А у Лунгина всё просто: церковная власть всегда праведна, светская власть — всегда греховна; компромисса между ними быть не может, о симфонии же и мечтать не приходится. Любая власть есть образ антихриста — явление глубоко порочное, преступное и страшное. Вы скажете: Лунгин говорит не о любой власти, а только об Иоанне Грозном. А я отвечу: но это же — притча, а притча предполагает обобщение. В фильме нет противопоставления плохой светской власти и хорошей светской власти. В фильме светская власть однозначно плоха, — да что там, плоха! Чудовищна! Когда фильме огромный медведь рвёт живых людей (овладели-таки российские киношники спецэффектами на нашу голову!), — медведь рвёт, а царь сладострастно таращится на это действо, когда обезглавленные куриные тушки сменяются обезглавленными человеческими телами, когда весь экран заполняют судорожно дёргающиеся ноги удавленника, — ну, знаете, трудно поверить, чтобы Лунгин оставлял светской власти хоть какой-нибудь шанс на исправление. Власть есть грех! — вот ведь как сформулировано. Даже праведник, даже всей душой стремящийся к Богу митрополит Филипп, волею царя оказавшийся в роли судьи, не может вынести иного решения, как только — казнить невиновных! Праведник, причастившись власти, совершает беззаконие! А всё потому, что власть — это грех как таковой!

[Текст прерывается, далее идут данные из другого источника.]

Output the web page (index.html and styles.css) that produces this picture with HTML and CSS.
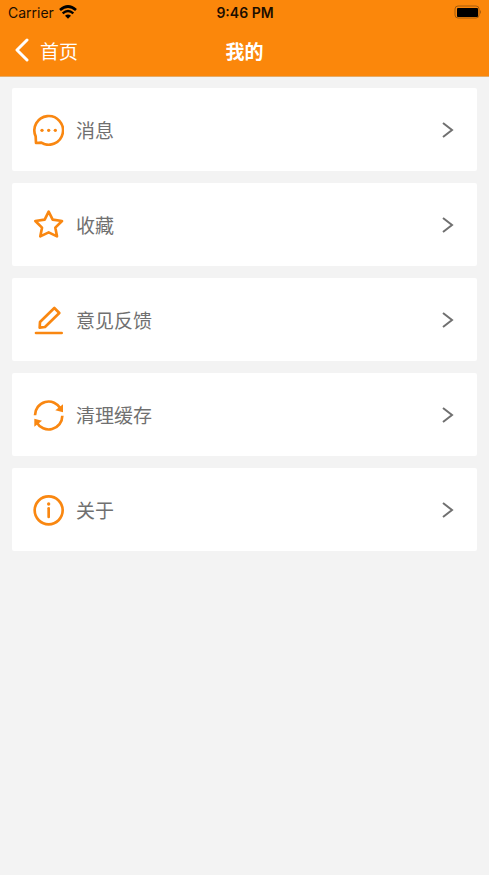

Такого максимализма, такого ультраанархизма, по-моему, свет ещё не видел. Бакунин, Кропоткин и батька Махно, гневно отрицавшие любое государство, — тихо отдыхают, забившись в уголок. И как-то само собой просится на язык страшное слово «ересь», хотя не моё это дело… Но с другой-то стороны, весь Новый Завет дышит словами «несть власти, аще не от Бога» (Рим. 13, 1), и наказ «воздадите убо кесарева кесареви» звучит в Евангелии так же твёрдо, как «и Божия Богови» (Мф. 22, 21).